[STATED PROBLEM]:
Each line containing the word "this" must be collected.

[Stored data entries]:
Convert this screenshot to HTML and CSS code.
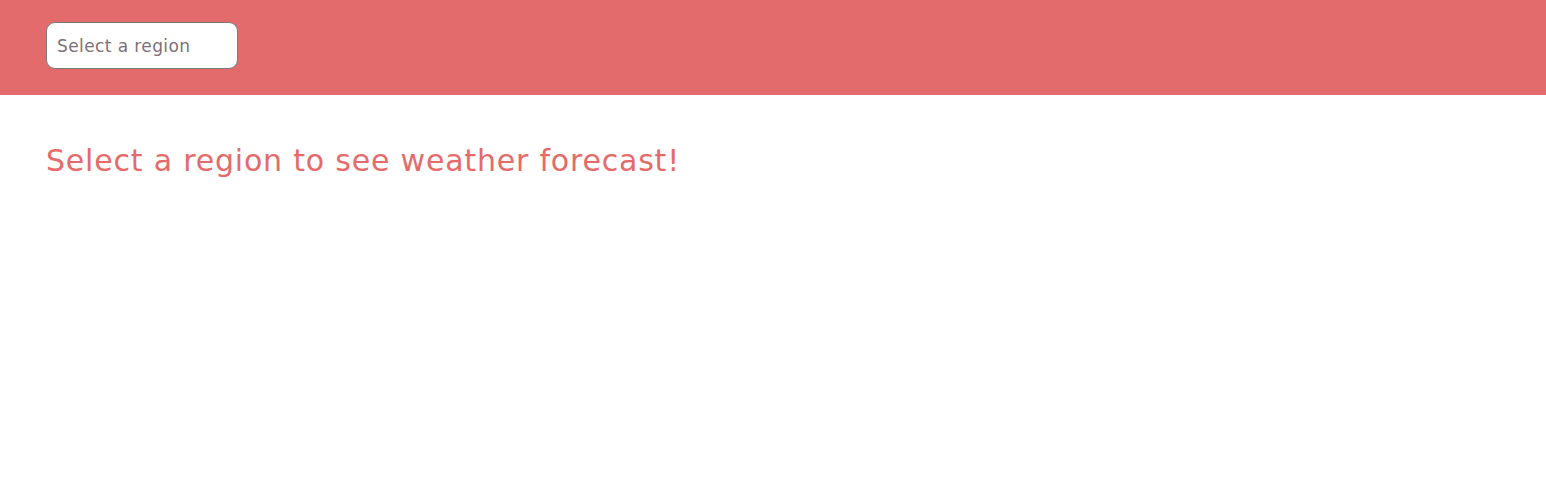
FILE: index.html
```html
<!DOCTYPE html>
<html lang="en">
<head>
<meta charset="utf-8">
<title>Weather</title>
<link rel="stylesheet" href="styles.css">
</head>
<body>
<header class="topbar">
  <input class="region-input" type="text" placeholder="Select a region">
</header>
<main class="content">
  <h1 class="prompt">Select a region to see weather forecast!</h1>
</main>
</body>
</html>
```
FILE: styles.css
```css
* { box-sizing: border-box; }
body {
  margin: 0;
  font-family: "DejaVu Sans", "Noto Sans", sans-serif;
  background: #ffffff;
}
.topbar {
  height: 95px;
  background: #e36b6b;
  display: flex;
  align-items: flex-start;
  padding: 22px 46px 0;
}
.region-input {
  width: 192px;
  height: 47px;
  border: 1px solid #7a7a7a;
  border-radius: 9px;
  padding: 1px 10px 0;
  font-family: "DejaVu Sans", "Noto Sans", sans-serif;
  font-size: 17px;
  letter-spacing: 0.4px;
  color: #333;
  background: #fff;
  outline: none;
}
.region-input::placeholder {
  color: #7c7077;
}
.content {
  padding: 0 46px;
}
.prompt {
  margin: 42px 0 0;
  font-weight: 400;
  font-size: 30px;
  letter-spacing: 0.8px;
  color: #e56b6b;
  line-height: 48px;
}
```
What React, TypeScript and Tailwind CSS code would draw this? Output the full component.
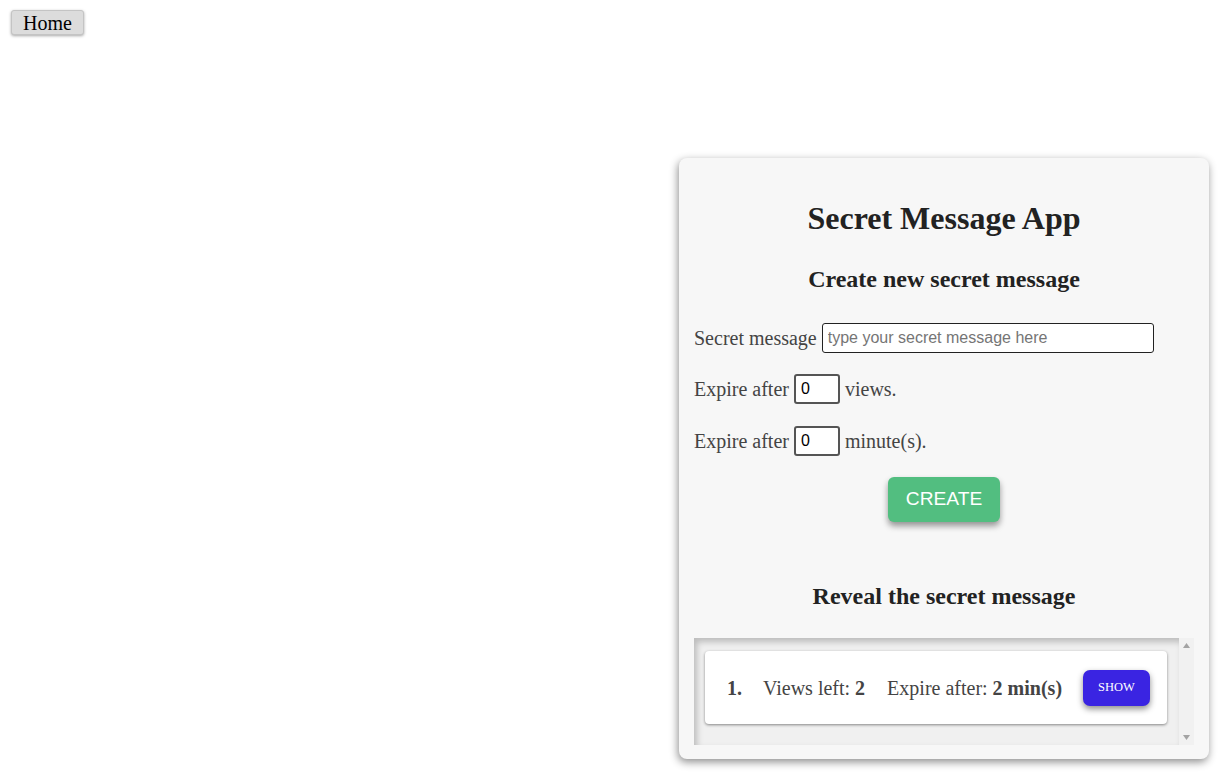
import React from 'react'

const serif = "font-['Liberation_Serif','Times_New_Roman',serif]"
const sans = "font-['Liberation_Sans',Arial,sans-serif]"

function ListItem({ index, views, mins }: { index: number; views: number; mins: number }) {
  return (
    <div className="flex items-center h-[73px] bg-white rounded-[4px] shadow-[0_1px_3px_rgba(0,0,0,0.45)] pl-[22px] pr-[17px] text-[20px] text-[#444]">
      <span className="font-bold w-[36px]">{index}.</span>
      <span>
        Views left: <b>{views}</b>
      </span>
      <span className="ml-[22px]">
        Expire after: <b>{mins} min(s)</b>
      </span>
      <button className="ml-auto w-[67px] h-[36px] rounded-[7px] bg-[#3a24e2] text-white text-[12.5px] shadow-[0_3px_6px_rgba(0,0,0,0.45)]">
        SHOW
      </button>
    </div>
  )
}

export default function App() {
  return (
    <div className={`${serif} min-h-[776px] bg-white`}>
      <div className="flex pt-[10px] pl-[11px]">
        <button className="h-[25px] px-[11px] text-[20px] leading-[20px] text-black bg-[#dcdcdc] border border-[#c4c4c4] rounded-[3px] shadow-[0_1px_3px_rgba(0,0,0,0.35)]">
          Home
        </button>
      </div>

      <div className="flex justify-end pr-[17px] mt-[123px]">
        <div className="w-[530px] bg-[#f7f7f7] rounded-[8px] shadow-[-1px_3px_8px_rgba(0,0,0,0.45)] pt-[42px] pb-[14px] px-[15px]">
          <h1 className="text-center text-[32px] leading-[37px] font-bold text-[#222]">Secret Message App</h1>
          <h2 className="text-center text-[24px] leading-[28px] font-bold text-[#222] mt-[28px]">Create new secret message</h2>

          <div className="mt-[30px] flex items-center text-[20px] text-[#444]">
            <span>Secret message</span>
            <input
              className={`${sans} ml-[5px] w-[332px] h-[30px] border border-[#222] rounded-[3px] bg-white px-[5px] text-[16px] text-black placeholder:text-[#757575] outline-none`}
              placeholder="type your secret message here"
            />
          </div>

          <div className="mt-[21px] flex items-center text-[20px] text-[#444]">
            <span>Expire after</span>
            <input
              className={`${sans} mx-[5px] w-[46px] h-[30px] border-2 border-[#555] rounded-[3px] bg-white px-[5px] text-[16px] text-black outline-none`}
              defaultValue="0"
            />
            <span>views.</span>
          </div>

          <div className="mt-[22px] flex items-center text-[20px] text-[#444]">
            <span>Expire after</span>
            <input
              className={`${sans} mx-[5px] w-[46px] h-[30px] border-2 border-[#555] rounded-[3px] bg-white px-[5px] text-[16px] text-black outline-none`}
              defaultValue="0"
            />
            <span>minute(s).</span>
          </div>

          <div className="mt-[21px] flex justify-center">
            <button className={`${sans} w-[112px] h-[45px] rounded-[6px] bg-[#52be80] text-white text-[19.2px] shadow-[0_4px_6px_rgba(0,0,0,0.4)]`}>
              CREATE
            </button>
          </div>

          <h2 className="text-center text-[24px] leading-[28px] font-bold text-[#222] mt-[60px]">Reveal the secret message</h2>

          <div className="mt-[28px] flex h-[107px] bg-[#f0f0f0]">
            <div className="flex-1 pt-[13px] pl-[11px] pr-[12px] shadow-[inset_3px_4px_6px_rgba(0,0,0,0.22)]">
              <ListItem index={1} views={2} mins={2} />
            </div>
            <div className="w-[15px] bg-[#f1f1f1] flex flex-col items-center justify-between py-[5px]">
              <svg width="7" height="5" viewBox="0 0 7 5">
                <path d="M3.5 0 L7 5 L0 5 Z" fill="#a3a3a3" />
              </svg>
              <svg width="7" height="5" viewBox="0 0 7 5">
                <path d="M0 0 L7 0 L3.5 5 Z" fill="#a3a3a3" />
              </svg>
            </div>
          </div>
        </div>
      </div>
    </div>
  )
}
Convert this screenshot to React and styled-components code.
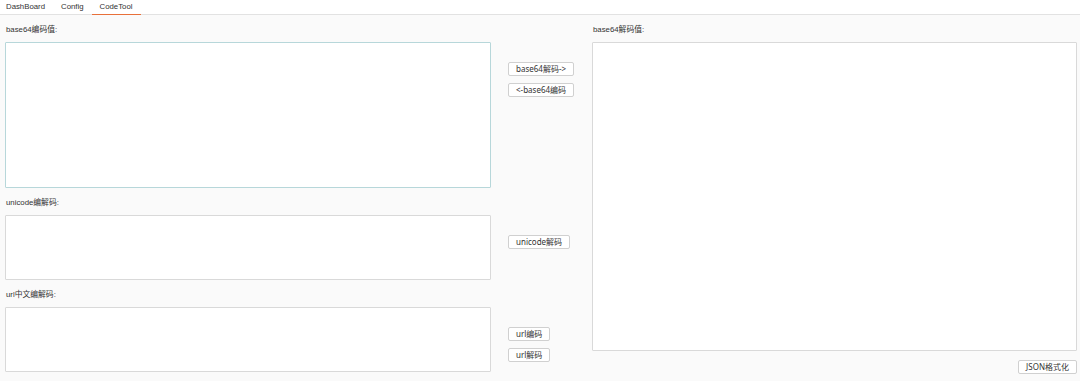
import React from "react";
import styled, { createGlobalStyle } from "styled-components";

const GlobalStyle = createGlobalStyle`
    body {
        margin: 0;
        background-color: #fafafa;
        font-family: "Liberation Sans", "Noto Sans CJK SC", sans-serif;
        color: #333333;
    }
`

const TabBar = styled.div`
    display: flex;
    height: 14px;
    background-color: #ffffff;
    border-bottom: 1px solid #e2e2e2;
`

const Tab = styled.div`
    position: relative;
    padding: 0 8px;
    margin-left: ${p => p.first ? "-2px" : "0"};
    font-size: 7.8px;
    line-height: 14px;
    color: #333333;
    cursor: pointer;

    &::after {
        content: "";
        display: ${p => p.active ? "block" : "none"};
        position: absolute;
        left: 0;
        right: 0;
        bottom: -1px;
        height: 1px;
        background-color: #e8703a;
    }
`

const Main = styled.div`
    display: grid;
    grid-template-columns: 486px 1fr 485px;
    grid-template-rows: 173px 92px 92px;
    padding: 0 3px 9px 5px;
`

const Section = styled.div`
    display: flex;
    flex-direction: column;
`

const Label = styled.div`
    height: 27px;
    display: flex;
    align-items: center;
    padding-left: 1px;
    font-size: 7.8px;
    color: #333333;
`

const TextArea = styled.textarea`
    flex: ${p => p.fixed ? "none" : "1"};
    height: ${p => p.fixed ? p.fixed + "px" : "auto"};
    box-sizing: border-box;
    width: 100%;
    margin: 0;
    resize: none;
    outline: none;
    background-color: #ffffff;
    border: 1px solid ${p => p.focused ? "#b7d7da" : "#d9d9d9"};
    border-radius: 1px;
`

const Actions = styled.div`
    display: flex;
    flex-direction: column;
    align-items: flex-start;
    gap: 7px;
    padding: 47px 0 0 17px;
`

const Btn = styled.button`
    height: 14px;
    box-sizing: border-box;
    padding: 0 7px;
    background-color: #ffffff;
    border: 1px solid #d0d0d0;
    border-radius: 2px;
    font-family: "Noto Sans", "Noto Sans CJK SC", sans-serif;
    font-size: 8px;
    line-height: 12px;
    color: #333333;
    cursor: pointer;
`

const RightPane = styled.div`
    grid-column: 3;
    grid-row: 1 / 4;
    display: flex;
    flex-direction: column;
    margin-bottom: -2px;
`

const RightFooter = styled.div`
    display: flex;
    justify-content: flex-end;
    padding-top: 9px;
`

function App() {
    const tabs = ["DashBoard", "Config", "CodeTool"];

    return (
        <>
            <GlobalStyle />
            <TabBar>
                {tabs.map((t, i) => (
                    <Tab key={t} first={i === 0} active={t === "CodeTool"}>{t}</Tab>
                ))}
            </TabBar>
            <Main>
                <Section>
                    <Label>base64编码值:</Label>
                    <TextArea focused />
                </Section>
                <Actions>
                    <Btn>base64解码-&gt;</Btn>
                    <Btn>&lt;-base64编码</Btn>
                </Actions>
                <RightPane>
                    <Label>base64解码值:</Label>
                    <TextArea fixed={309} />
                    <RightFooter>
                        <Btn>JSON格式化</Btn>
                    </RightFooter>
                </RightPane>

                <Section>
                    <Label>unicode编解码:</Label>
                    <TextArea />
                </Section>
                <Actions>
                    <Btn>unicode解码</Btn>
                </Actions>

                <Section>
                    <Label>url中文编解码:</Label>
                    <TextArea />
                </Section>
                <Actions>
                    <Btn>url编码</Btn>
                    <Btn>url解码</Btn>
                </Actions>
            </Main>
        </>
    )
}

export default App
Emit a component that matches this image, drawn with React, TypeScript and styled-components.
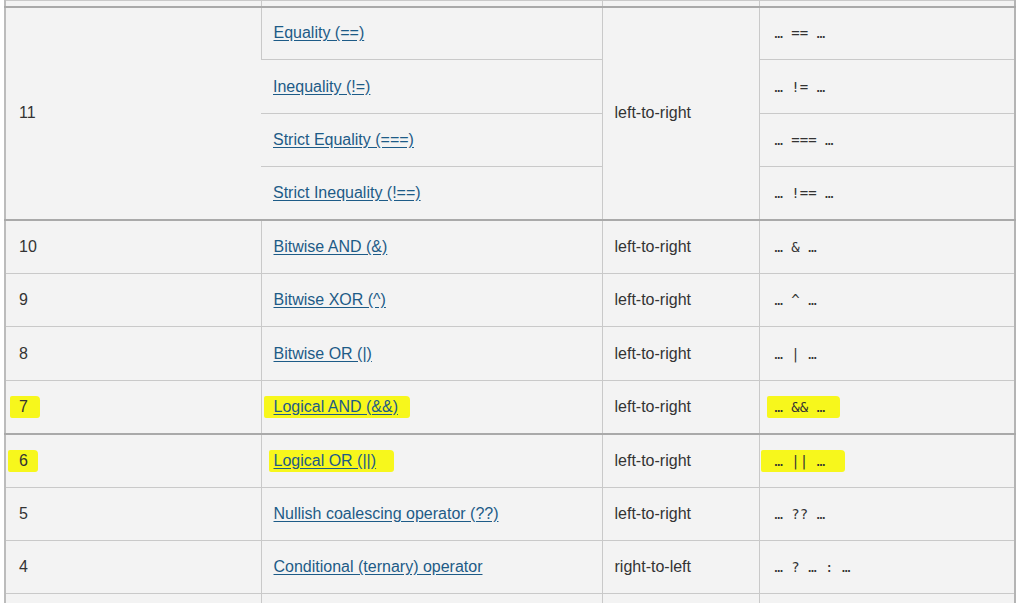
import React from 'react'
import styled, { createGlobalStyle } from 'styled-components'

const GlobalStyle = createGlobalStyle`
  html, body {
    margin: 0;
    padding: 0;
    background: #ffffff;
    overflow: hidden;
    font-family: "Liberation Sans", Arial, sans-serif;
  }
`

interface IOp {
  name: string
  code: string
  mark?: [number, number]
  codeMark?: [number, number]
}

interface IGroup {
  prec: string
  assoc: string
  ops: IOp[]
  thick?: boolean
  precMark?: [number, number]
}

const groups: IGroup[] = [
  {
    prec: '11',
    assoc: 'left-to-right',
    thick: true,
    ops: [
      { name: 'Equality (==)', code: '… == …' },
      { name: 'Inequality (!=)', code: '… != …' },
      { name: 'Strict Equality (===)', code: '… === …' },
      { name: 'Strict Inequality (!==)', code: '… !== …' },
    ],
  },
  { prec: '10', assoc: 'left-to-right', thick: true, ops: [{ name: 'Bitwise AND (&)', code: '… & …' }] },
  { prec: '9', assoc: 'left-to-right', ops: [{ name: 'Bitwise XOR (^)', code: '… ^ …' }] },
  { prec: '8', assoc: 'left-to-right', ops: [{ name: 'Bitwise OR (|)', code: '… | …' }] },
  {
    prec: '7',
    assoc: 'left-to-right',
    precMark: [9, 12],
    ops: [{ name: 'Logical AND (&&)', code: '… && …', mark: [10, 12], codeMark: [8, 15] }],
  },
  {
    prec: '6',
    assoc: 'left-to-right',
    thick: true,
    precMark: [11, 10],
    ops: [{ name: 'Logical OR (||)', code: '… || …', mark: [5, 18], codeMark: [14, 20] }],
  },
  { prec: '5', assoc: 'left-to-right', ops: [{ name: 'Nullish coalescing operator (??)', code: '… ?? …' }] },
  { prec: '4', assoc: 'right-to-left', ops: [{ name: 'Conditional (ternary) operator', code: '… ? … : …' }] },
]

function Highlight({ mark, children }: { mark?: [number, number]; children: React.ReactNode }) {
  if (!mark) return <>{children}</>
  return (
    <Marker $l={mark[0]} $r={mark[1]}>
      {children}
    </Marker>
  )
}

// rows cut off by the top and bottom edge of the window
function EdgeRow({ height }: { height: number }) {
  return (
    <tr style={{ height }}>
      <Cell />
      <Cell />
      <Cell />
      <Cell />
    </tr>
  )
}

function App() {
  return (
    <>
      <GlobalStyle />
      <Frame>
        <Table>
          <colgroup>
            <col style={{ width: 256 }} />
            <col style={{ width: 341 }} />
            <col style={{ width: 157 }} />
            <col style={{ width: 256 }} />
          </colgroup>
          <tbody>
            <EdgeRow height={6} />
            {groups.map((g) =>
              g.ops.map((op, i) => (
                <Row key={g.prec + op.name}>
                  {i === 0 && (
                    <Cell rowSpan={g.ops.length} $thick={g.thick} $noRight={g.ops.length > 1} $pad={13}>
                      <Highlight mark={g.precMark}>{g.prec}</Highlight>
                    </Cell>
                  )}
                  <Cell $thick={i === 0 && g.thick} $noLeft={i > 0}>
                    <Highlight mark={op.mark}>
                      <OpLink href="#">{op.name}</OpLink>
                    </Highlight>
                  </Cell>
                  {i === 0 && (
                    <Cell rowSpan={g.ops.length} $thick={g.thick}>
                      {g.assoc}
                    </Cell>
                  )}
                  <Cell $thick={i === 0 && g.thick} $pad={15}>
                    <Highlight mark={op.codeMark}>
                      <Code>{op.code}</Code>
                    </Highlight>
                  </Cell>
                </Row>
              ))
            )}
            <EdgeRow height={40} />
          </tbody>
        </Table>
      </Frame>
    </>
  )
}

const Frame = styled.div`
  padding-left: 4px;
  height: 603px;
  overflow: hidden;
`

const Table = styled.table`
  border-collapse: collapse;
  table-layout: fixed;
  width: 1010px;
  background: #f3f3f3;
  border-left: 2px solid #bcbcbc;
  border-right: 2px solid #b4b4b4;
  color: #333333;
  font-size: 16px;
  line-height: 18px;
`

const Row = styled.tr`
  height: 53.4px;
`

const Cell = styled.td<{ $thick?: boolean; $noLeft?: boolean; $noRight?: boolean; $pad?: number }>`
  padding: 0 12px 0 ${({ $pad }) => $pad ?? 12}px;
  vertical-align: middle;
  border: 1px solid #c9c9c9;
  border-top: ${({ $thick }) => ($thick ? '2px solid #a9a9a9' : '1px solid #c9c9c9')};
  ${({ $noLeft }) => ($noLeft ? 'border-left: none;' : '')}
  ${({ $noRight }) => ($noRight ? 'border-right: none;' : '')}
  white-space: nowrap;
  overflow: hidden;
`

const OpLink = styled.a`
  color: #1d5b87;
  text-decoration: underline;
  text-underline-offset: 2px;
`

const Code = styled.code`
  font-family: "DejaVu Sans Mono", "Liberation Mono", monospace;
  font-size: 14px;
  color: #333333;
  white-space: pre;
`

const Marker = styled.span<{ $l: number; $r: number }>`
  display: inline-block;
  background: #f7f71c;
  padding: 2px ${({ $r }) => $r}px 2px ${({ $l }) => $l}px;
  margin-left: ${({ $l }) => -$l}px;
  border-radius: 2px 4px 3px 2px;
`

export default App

[RESPONSE]:
Convert this screenshot to HTML and CSS code.
What React, TypeScript and Tailwind CSS code would draw this? Output the full component.
Convert this screenshot to React and styled-components code.
Emit a component that matches this image, drawn with React, TypeScript and styled-components.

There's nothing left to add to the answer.